Arnold & Clifford LLP
Results. Experience. Success.
Award-winning Litigators

Moench Presumption For Employer Stock-drop Cases Looks Like It’s Headed To The Us Supreme Court

Since Moench v. Robertson was decided in 1995, every Circuit that has addressed the issue of whether ERISA fiduciaries are entitled to a presumption of prudence for holding employer stock has concluded that a presumption was warranted. But there have been disagreements over when the presumption applies, what must be alleged to overcome the presumption and other differences in approach. And recently, the DOL has taken the position that the Moench presumption should not apply at all.
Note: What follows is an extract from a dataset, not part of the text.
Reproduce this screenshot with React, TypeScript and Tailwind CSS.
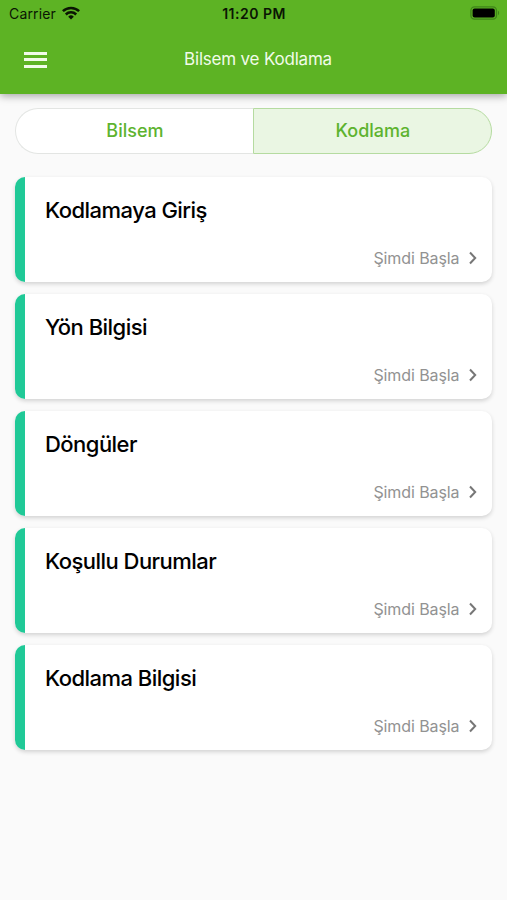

It now looks likely that the applicability of the Moench presumption will be decided by the U.S. Supreme Court. In Dudenhoeffer v. Fifth Third, the Sixth Circuit – the Circuit with the most plaintiff-friendly standard – held that the plaintiffs could proceed with their case because the Moench presumption was an evidentiary standard applied at summary judgment, not a pleading standard applied on a motion to dismiss. The defendant sought Supreme Court review, and in March the Supreme Court asked the U.S. Solicitor General’s office to provide an opinion whether the Court should hear the case. Last week, the Solicitor’s brief was filed – and recommended that the Court take the case to decide the applicability of the Moench presumption in cases about ESOPs or other ERISA plans with employer stock.

While not dispositive – the Supreme Court could decide against hearing the case, regardless of the opinion of the Solicitor’s office – it is likely that the Court will hear the case. If so, there are three possible outcomes: 1) that the presumption applies on a motion to dismiss (the position most circuits have adopted); 2) the presumption applies on summary judgment (the Sixth Circuit’s approach) – and if the presumption applies at all, the Court would likely also decide how the presumption can be overcome; or 3) that the presumption should not apply at all (the DOL’s position, and the position of the Solicitor in the brief). Option #1 is good for defendants; #2 is good for plaintiffs, and #3 (despite the protests in the Solicitor’s brief) is likely to open a VERY wide door for litigation and become another impediment to employee ownership.